GIVEN INSTRUCTION => Quote the listing below in its entirety.
────────────────
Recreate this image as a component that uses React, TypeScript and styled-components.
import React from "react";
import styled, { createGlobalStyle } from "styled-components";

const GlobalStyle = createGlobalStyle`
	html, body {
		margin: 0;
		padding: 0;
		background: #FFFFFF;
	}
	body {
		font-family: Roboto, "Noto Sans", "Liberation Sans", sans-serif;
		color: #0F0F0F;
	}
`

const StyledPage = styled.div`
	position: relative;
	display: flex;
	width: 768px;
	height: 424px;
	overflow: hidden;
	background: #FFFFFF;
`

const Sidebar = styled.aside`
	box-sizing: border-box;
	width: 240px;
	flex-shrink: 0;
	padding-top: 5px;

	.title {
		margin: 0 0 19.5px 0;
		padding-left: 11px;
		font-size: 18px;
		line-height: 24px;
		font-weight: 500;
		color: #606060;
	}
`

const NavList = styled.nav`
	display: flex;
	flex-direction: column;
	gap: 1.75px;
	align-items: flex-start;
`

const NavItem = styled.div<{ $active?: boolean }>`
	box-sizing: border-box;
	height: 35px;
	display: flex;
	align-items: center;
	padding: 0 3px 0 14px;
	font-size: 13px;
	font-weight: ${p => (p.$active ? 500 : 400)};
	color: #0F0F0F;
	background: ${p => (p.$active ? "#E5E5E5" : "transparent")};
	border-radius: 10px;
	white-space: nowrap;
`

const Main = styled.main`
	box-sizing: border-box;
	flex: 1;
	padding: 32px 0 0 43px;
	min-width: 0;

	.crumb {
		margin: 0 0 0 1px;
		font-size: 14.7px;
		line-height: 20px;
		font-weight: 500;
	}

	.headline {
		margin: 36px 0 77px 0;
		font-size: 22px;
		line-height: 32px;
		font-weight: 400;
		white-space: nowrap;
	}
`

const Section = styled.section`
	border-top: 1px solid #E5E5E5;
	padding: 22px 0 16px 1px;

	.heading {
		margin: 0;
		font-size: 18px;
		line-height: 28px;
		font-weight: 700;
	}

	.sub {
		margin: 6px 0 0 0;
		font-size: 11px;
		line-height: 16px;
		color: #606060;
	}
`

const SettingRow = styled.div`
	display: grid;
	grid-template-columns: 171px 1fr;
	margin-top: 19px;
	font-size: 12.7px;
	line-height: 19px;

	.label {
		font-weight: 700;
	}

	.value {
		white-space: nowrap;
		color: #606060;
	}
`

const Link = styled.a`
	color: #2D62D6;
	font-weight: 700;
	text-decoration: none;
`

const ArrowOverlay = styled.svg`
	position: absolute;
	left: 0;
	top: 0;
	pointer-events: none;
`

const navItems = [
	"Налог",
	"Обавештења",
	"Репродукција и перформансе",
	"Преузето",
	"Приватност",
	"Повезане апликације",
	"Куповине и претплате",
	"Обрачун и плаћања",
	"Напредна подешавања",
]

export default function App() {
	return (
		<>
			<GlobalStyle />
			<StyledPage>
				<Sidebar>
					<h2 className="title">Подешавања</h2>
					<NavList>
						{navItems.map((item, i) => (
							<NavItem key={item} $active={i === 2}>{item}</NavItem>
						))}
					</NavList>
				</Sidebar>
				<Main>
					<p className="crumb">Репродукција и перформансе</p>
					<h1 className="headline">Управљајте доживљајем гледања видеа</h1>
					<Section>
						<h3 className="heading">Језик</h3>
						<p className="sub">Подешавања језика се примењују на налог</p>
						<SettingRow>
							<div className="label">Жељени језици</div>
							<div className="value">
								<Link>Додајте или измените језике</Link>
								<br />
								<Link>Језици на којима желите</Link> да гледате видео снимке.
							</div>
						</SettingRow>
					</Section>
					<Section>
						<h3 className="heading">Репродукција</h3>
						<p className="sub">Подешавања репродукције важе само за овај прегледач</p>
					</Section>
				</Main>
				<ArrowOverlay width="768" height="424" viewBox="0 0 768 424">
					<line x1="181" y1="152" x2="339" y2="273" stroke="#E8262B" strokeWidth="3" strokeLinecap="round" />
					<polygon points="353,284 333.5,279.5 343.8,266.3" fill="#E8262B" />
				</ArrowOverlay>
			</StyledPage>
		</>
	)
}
────────────────
COMPLETE RESPONSE =>
Recreate this image as a component that uses React, TypeScript and styled-components.
import React from "react";
import styled, { createGlobalStyle } from "styled-components";

const GlobalStyle = createGlobalStyle`
	html, body {
		margin: 0;
		padding: 0;
		background: #FFFFFF;
	}
	body {
		font-family: Roboto, "Noto Sans", "Liberation Sans", sans-serif;
		color: #0F0F0F;
	}
`

const StyledPage = styled.div`
	position: relative;
	display: flex;
	width: 768px;
	height: 424px;
	overflow: hidden;
	background: #FFFFFF;
`

const Sidebar = styled.aside`
	box-sizing: border-box;
	width: 240px;
	flex-shrink: 0;
	padding-top: 5px;

	.title {
		margin: 0 0 19.5px 0;
		padding-left: 11px;
		font-size: 18px;
		line-height: 24px;
		font-weight: 500;
		color: #606060;
	}
`

const NavList = styled.nav`
	display: flex;
	flex-direction: column;
	gap: 1.75px;
	align-items: flex-start;
`

const NavItem = styled.div<{ $active?: boolean }>`
	box-sizing: border-box;
	height: 35px;
	display: flex;
	align-items: center;
	padding: 0 3px 0 14px;
	font-size: 13px;
	font-weight: ${p => (p.$active ? 500 : 400)};
	color: #0F0F0F;
	background: ${p => (p.$active ? "#E5E5E5" : "transparent")};
	border-radius: 10px;
	white-space: nowrap;
`

const Main = styled.main`
	box-sizing: border-box;
	flex: 1;
	padding: 32px 0 0 43px;
	min-width: 0;

	.crumb {
		margin: 0 0 0 1px;
		font-size: 14.7px;
		line-height: 20px;
		font-weight: 500;
	}

	.headline {
		margin: 36px 0 77px 0;
		font-size: 22px;
		line-height: 32px;
		font-weight: 400;
		white-space: nowrap;
	}
`

const Section = styled.section`
	border-top: 1px solid #E5E5E5;
	padding: 22px 0 16px 1px;

	.heading {
		margin: 0;
		font-size: 18px;
		line-height: 28px;
		font-weight: 700;
	}

	.sub {
		margin: 6px 0 0 0;
		font-size: 11px;
		line-height: 16px;
		color: #606060;
	}
`

const SettingRow = styled.div`
	display: grid;
	grid-template-columns: 171px 1fr;
	margin-top: 19px;
	font-size: 12.7px;
	line-height: 19px;

	.label {
		font-weight: 700;
	}

	.value {
		white-space: nowrap;
		color: #606060;
	}
`

const Link = styled.a`
	color: #2D62D6;
	font-weight: 700;
	text-decoration: none;
`

const ArrowOverlay = styled.svg`
	position: absolute;
	left: 0;
	top: 0;
	pointer-events: none;
`

const navItems = [
	"Налог",
	"Обавештења",
	"Репродукција и перформансе",
	"Преузето",
	"Приватност",
	"Повезане апликације",
	"Куповине и претплате",
	"Обрачун и плаћања",
	"Напредна подешавања",
]

export default function App() {
	return (
		<>
			<GlobalStyle />
			<StyledPage>
				<Sidebar>
					<h2 className="title">Подешавања</h2>
					<NavList>
						{navItems.map((item, i) => (
							<NavItem key={item} $active={i === 2}>{item}</NavItem>
						))}
					</NavList>
				</Sidebar>
				<Main>
					<p className="crumb">Репродукција и перформансе</p>
					<h1 className="headline">Управљајте доживљајем гледања видеа</h1>
					<Section>
						<h3 className="heading">Језик</h3>
						<p className="sub">Подешавања језика се примењују на налог</p>
						<SettingRow>
							<div className="label">Жељени језици</div>
							<div className="value">
								<Link>Додајте или измените језике</Link>
								<br />
								<Link>Језици на којима желите</Link> да гледате видео снимке.
							</div>
						</SettingRow>
					</Section>
					<Section>
						<h3 className="heading">Репродукција</h3>
						<p className="sub">Подешавања репродукције важе само за овај прегледач</p>
					</Section>
				</Main>
				<ArrowOverlay width="768" height="424" viewBox="0 0 768 424">
					<line x1="181" y1="152" x2="339" y2="273" stroke="#E8262B" strokeWidth="3" strokeLinecap="round" />
					<polygon points="353,284 333.5,279.5 343.8,266.3" fill="#E8262B" />
				</ArrowOverlay>
			</StyledPage>
		</>
	)
}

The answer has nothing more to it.